Currently I'm struggling to find an elegant way to program a problem I'm facing.
I have a large dataframe, containing a column with Department names:
INPUT
demo = pd.DataFrame(
{'Department':
['AA','AA1','BB team 1','AA but also a bit of nonsense',
'BB','AA','department BB','Complete nonsense']}
)
Department
AA
AA1
BB team 1
AA but also a bit of nonsense
BB
AA
department BB
Complete nonsense
I also have a list of known departments:
known_departments = ['AA','BB']
As one can see, there are three type of departments in the list:
- Departments that are exact matches with known departments, these should stay untouched.
- Departments that are variants of the known departments. That is: it contains the department name, but some other text is present. These should be mapped to the original known departments.
- Complete nonsense departments, with no match whatsoever with the known departments, these should stay untouched as well.
Desired output
Department Department_simplified
AA AA
AA1 AA
BB team 1 BB
AA but also a bit of nonsense AA
BB BB
AA AA
department BB BB
Complete nonsense Complete nonsense
UPDATE
Thanks Chris and sophocles for your answers. While looking more elegant by using str.extract
and str.findall
, performance-wise the apply function outperforms both on my actual df:
Solution %%timeit -n20
Chris 1.65s ± 311 ms per loop (mean ± std. dev. of 7 runs, 20 loops each)
sophocles 1.14s ± 294 ms per loop (mean ± std. dev. of 7 runs, 20 loops each)
Paul 680 ms ± 174 ms per loop (mean ± std. dev. of 7 runs, 20 loops each)
CodePudding user response:
You can use str.extract
here, and build a list of deparments separated by |
(or) as the pattern.
import pandas as pd
known_departments = ['AA','BB']
demo = pd.DataFrame(
{'Department':
['AA','AA1','BB team 1','AA but also a bit of nonsense',
'BB','AA','department BB','Complete nonsense']}
)
demo['Department_simplified'] = demo.Department.str.extract(f"({'|'.join(known_departments)})")

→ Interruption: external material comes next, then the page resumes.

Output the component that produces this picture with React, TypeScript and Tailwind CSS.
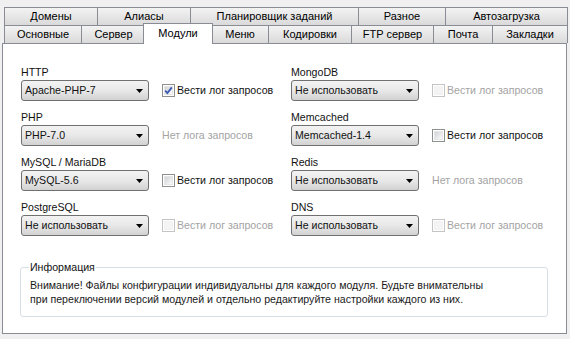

# If you need to fill nulls with the original dept name
demo['Department_simplified'].fillna(demo['Department'], inplace=True)
print(demo)
Output
Department Department_simplified
0 AA AA
1 AA1 AA
2 BB team 1 BB
3 AA but also a bit of nonsense AA
4 BB BB
5 AA AA
6 department BB BB
7 Complete nonsense Complete nonsense
CodePudding user response:
You can first use str.findall
to return the matching substrings of your Department column with your list elements (known_departments). For the ones that nothing is returned, you just use the values in Department, as there's no match whatsoever
demo['Department_simplified'] = demo['Department']\
.str.findall('|'.join(known_departments)).str.join('')
demo['Department_simplified'] = np.where(
demo['Department_simplified'].eq(''),demo['Department'],demo['Department_simplified'])
Prints:
Department Department_simplified
0 AA AA
1 AA1 AA
2 BB team 1 BB
3 AA but also a bit of nonsense AA
4 BB BB
5 AA AA
6 department BB BB
7 Complete nonsense Complete nonsense
CodePudding user response:
I currently use apply in combination with a function to get my result.
Code:
def item_in_string(string, list_of_items):
for item in list_of_items:
if item in string:
return item
return string
demo['Department_simplified'] = demo.Department.apply(
lambda x: item_in_string(x, known_departments) if isinstance(x, str) else x)
However, this does not feel very efficient, nor pythonic.
I was wondering if someone has a better way to program this problem.